● **To do**
Check each line of the records below and collect those that include the word "this".

* Start Available data *

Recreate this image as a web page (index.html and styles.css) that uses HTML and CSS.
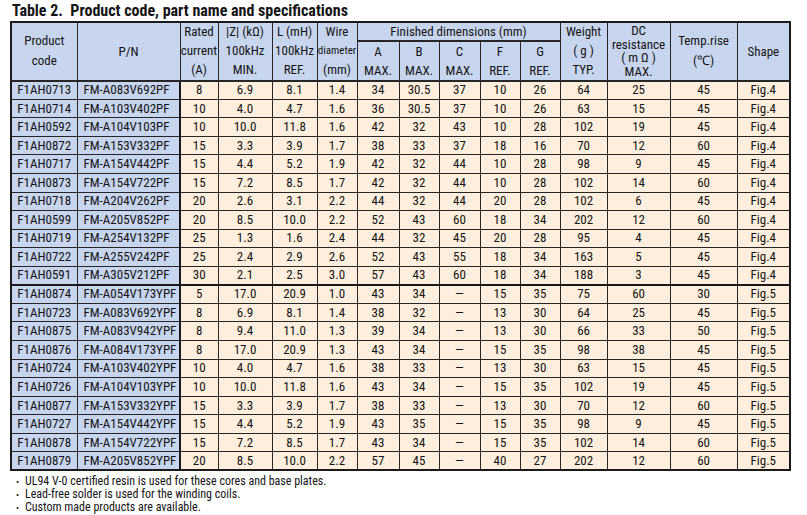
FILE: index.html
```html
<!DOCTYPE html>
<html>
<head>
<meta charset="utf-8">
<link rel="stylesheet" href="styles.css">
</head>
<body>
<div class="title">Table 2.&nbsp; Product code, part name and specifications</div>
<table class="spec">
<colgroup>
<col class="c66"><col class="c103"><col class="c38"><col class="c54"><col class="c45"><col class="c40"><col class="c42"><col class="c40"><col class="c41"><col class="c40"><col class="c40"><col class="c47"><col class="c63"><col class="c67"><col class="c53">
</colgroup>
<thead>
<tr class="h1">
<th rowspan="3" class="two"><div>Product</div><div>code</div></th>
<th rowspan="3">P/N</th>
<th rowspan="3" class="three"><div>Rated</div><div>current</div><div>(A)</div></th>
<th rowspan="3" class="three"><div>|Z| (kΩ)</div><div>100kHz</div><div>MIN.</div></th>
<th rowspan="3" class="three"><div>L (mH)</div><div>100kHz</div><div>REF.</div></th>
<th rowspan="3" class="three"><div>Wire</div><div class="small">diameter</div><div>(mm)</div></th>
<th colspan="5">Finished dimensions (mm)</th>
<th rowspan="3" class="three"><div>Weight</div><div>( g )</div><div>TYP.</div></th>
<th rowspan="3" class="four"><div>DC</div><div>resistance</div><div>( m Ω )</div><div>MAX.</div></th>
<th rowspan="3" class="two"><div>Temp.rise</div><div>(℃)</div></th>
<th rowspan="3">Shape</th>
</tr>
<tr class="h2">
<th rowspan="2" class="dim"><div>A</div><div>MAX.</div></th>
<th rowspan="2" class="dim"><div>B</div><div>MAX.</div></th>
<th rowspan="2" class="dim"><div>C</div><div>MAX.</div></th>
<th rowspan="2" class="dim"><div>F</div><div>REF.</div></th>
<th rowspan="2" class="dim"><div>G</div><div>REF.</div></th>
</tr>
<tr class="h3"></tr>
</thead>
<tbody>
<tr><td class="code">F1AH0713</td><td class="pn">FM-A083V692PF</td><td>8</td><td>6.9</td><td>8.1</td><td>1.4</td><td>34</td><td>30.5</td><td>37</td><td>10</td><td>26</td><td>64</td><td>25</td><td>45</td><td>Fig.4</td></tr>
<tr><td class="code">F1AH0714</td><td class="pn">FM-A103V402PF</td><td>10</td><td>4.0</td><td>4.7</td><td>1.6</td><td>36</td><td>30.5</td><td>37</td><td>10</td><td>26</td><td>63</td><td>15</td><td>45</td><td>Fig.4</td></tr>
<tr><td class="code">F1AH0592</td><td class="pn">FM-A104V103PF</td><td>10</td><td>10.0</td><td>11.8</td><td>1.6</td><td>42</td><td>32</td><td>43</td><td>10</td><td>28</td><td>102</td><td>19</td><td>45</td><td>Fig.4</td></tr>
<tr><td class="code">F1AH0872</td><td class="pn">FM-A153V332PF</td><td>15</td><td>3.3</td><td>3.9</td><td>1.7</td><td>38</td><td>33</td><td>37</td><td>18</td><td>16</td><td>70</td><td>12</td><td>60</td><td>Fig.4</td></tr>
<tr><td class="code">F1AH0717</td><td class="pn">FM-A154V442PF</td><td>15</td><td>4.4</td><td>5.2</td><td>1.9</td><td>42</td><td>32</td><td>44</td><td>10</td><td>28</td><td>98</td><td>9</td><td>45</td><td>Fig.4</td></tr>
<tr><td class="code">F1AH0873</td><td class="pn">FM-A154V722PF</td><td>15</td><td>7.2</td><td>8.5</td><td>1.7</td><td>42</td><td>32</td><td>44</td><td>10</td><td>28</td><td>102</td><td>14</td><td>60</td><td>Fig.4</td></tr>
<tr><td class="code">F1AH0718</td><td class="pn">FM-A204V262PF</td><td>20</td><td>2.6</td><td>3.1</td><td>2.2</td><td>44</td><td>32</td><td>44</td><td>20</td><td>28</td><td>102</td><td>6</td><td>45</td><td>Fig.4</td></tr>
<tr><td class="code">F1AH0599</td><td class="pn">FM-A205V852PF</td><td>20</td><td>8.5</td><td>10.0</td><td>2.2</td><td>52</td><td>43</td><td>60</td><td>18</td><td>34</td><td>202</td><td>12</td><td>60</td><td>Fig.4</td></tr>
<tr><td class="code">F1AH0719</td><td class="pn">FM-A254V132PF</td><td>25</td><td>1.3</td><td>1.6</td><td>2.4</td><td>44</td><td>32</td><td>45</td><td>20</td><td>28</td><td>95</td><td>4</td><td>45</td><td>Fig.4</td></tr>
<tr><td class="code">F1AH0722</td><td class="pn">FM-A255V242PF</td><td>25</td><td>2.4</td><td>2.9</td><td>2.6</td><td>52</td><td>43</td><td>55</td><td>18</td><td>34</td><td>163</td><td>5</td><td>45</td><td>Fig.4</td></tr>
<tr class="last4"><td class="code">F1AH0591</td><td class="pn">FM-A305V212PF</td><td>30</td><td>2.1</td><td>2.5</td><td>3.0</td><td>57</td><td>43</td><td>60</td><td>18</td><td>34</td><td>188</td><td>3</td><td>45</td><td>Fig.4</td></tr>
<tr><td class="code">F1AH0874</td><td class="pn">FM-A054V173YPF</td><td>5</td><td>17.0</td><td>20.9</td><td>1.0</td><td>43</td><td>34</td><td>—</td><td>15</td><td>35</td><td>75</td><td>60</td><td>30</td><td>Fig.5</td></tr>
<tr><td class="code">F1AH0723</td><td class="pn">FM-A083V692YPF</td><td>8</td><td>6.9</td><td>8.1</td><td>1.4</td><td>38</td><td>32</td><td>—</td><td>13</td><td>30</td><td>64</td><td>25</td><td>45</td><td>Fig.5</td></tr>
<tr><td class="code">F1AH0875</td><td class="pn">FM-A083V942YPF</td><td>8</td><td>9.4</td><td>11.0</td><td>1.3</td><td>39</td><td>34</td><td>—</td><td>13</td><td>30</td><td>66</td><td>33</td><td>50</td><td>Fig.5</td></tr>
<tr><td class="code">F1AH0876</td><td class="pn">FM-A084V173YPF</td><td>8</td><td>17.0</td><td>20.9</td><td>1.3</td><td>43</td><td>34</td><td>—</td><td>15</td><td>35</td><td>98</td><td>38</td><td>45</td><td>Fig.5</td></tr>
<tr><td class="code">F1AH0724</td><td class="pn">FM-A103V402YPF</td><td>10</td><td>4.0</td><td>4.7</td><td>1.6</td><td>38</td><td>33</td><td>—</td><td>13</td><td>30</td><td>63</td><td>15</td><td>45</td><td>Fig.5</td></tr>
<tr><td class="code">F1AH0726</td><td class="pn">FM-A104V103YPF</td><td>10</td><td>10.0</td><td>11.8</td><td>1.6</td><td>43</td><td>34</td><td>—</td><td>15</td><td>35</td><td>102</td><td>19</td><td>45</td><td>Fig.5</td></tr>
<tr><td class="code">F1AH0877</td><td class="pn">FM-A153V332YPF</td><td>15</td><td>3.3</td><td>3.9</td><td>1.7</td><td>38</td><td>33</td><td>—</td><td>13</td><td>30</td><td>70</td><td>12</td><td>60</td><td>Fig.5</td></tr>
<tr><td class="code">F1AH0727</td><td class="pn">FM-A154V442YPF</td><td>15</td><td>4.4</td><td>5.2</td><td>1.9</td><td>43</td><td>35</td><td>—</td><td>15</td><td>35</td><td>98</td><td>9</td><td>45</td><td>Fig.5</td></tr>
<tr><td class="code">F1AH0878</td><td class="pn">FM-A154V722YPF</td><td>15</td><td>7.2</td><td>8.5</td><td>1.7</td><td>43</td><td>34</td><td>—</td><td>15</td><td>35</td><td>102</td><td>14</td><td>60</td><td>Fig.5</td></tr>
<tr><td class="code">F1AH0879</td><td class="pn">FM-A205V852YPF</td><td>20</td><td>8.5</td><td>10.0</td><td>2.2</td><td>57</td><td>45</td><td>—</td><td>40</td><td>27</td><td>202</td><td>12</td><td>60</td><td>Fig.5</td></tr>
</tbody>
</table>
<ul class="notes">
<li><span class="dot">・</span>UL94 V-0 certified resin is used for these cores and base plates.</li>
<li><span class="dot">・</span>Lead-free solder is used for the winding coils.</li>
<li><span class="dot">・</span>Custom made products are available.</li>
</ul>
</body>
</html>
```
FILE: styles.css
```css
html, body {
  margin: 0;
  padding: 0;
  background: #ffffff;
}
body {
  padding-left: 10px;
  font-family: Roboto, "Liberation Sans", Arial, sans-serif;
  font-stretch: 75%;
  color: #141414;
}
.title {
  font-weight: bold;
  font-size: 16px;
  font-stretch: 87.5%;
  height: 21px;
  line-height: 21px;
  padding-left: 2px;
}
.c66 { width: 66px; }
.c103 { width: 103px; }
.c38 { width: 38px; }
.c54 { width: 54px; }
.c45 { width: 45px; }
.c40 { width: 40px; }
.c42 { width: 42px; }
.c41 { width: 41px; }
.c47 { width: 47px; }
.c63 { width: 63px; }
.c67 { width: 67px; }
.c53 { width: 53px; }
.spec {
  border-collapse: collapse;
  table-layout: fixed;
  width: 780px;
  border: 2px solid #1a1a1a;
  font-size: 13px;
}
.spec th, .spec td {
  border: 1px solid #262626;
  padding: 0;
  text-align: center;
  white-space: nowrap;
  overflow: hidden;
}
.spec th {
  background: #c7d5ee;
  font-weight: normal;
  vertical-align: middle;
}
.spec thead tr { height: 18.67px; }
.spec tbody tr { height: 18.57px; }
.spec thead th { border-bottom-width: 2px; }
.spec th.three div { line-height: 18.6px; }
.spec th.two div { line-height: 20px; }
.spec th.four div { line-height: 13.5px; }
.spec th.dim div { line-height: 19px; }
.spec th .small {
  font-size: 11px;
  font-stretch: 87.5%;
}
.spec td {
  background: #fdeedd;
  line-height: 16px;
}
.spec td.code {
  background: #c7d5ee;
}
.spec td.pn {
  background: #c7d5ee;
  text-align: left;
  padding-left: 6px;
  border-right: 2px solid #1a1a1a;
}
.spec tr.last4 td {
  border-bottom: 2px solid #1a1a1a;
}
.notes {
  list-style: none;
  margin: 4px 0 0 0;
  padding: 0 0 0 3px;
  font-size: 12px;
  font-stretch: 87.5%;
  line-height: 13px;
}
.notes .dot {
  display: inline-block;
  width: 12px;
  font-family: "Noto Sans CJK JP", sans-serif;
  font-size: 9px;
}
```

* End Available data *
* Start Available data *

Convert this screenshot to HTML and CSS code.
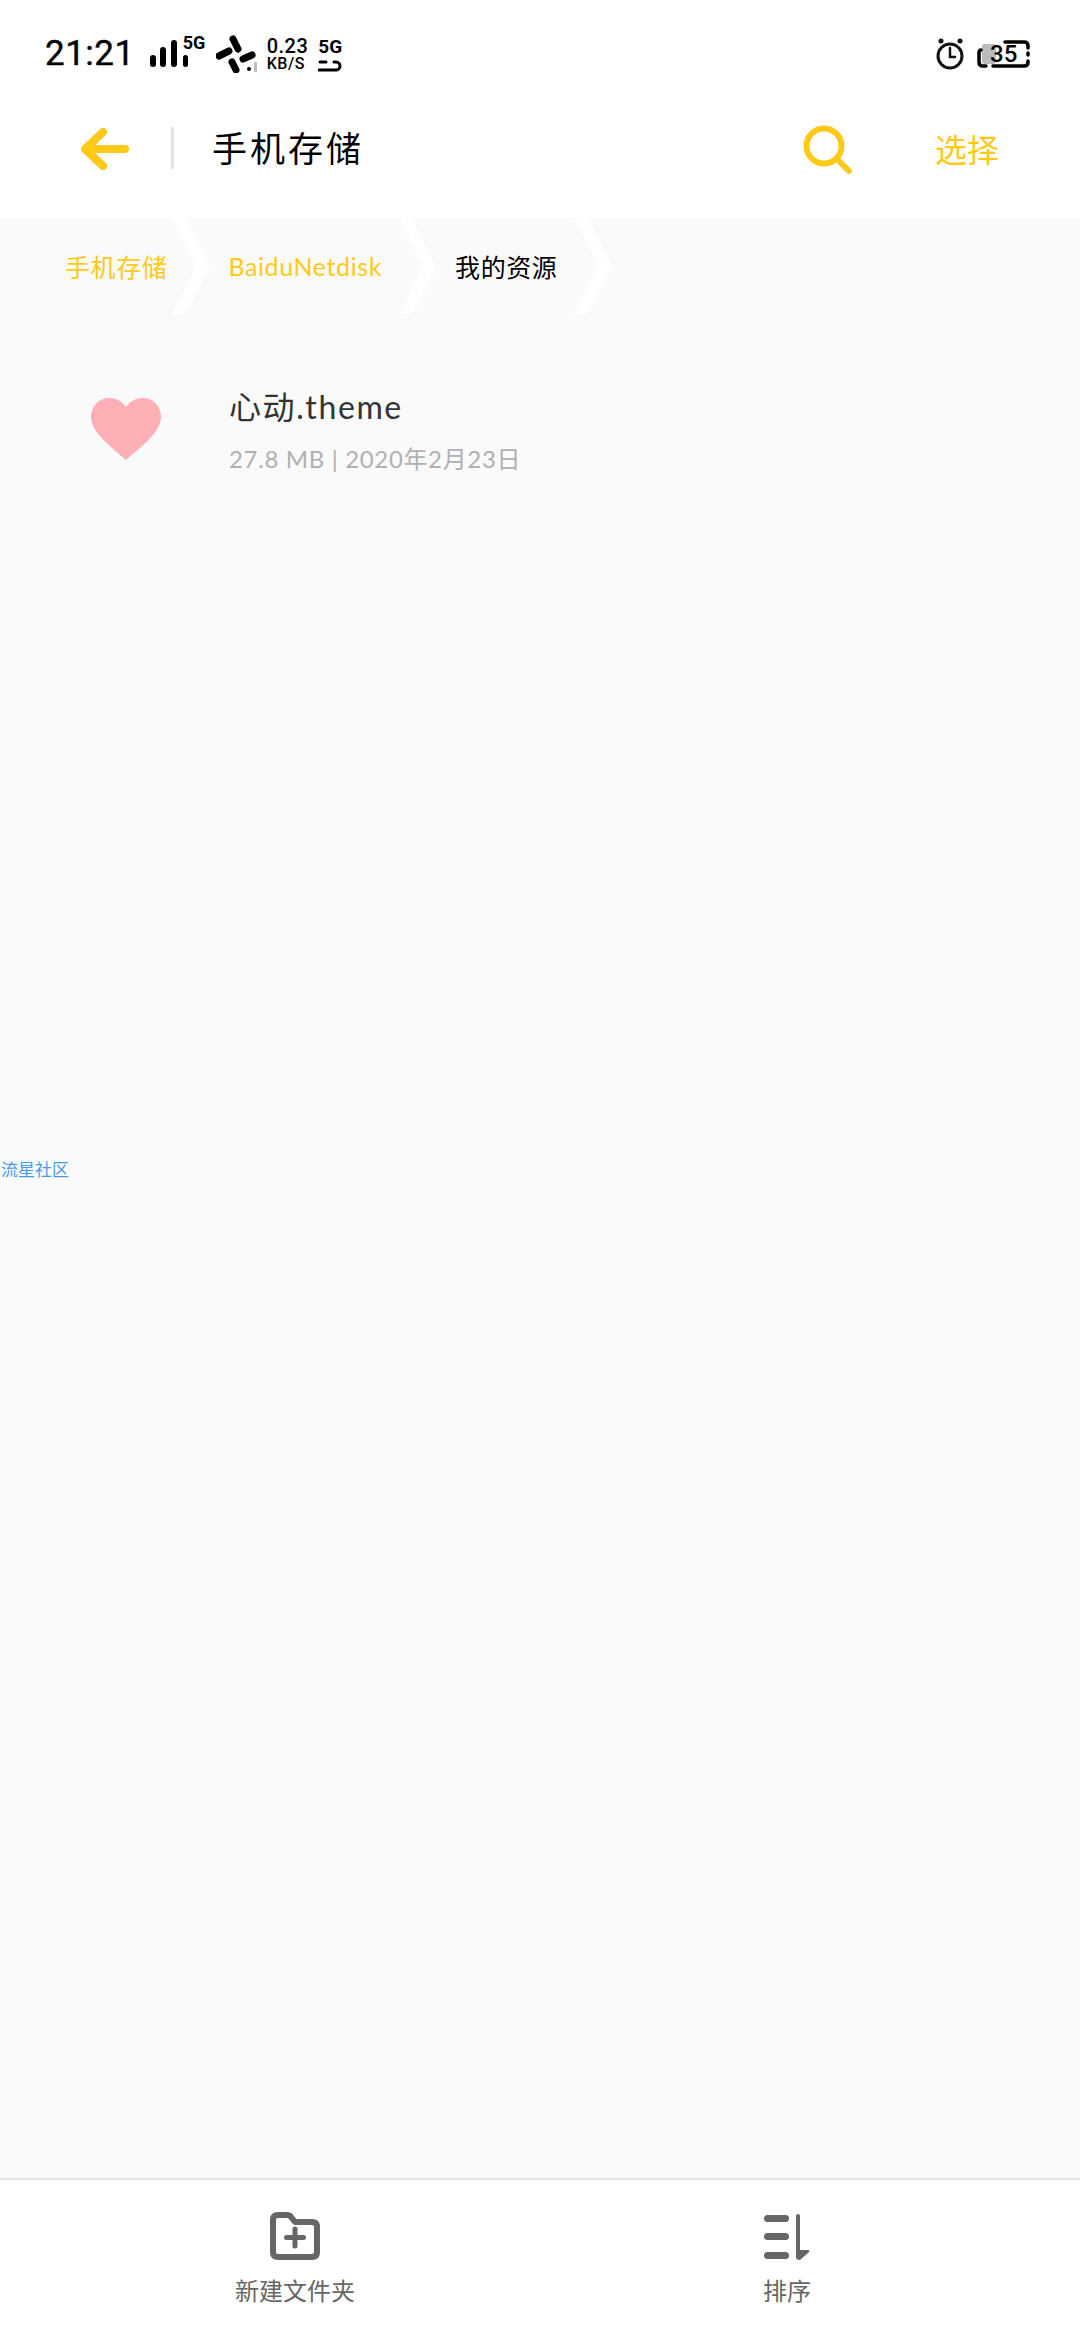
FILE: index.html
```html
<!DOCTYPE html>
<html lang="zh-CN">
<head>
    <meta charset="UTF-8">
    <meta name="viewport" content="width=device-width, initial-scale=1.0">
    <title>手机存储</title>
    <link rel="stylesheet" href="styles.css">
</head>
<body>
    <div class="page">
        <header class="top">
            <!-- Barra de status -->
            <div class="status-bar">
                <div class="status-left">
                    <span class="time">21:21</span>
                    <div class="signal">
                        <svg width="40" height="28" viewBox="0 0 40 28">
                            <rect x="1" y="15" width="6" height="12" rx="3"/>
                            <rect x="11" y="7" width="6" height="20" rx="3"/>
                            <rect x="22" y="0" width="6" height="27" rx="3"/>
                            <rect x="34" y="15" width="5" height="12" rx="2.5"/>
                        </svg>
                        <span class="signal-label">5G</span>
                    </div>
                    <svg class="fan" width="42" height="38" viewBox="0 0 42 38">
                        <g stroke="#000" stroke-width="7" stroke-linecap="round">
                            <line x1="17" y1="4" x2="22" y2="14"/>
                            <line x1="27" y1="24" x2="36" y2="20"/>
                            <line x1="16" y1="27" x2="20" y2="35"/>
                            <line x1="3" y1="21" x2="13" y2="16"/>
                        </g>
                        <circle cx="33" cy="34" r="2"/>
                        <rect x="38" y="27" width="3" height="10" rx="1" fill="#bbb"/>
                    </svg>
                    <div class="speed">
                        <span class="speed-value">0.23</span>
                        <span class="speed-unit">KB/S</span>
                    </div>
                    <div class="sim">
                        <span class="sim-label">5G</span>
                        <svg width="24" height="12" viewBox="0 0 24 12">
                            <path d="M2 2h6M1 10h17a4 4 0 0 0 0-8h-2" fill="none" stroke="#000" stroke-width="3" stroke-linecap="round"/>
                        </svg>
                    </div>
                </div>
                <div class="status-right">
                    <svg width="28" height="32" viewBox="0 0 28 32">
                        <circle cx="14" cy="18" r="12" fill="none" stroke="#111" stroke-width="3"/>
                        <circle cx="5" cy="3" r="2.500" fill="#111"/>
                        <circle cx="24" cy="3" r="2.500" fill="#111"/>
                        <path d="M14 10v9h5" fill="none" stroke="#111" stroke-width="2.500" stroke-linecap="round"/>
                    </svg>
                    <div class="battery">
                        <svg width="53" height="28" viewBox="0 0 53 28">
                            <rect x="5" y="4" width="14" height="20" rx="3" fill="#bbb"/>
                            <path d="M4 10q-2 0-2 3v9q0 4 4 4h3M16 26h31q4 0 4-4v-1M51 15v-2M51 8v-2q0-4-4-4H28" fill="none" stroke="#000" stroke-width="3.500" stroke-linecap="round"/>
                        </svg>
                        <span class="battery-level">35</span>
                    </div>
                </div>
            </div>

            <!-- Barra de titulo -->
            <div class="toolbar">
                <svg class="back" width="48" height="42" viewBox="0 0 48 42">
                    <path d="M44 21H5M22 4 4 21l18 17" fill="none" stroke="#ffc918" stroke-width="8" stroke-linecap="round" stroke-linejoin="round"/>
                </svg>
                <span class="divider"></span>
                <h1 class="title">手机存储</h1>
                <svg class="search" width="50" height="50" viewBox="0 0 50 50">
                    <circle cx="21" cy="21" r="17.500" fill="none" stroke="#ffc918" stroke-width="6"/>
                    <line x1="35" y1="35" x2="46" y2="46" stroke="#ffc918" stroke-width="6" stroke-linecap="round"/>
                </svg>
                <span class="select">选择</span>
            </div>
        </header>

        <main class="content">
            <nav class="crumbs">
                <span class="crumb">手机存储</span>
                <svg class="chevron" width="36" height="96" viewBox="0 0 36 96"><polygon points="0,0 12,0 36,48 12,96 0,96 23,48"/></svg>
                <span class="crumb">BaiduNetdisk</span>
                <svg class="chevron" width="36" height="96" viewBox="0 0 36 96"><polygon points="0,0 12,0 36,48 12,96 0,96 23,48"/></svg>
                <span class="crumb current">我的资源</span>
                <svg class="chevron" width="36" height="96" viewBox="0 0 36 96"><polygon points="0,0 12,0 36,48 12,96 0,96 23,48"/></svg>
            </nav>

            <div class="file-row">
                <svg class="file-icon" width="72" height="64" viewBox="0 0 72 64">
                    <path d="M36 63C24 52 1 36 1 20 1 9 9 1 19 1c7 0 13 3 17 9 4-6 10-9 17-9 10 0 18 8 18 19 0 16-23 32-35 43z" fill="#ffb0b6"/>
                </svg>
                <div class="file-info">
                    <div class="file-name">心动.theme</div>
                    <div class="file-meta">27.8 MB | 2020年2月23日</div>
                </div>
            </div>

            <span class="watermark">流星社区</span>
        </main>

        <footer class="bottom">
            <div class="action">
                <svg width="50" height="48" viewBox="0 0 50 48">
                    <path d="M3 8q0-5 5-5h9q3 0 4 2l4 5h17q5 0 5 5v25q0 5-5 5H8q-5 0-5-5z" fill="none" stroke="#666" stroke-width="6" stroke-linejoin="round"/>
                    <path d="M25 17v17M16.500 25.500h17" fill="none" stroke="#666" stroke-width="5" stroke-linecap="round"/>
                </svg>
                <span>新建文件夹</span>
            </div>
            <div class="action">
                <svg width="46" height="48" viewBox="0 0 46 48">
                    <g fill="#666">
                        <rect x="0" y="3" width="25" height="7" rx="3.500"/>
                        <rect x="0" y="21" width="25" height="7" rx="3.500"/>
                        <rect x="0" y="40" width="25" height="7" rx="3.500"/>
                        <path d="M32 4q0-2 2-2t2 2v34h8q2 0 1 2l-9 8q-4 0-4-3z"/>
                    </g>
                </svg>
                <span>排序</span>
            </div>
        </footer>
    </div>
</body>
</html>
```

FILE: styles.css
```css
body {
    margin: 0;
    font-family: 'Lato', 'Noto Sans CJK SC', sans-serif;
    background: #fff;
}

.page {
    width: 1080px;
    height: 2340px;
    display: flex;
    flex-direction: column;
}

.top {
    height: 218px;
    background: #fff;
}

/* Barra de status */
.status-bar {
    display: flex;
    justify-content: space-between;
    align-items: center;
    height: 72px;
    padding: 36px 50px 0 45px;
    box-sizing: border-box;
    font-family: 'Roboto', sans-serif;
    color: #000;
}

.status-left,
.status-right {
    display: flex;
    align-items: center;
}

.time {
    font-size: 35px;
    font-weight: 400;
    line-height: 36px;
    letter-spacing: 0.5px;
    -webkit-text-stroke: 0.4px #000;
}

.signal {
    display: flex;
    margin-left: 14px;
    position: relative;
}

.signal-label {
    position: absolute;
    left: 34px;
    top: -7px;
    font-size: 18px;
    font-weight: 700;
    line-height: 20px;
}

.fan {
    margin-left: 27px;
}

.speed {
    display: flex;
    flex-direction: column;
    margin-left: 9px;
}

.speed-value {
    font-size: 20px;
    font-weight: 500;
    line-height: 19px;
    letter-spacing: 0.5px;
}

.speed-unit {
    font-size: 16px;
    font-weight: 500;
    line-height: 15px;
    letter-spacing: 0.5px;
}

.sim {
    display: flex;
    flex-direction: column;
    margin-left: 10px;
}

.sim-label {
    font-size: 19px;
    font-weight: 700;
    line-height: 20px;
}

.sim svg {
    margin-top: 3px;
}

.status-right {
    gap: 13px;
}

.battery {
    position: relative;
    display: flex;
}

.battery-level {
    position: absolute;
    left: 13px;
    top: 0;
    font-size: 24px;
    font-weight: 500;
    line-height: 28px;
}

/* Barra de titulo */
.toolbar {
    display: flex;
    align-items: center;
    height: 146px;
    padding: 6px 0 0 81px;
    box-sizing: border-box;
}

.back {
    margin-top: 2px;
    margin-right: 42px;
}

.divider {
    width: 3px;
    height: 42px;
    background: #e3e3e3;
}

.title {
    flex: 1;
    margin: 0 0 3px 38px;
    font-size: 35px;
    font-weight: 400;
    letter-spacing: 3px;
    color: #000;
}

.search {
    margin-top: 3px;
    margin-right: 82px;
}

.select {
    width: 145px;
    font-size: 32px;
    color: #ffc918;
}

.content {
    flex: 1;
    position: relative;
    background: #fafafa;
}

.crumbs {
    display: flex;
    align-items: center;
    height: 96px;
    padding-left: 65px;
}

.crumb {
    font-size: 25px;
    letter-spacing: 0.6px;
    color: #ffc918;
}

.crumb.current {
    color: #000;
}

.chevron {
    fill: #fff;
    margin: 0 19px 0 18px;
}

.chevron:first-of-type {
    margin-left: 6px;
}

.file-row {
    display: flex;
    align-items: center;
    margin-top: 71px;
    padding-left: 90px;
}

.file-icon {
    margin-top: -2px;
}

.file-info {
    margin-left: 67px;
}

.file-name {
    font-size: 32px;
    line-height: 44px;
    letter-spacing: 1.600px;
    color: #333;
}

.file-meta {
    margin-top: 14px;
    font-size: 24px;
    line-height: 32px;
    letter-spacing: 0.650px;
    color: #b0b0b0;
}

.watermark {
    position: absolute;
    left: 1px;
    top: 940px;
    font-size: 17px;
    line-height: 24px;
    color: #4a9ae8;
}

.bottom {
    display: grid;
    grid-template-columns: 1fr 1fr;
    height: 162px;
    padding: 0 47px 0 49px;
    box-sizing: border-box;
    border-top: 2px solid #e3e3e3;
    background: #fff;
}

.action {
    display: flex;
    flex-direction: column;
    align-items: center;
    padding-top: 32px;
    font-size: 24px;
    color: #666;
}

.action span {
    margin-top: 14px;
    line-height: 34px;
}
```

* End Available data *

● **Full output**
Recreate this image as a web page (index.html and styles.css) that uses HTML and CSS.
Convert this screenshot to HTML and CSS code.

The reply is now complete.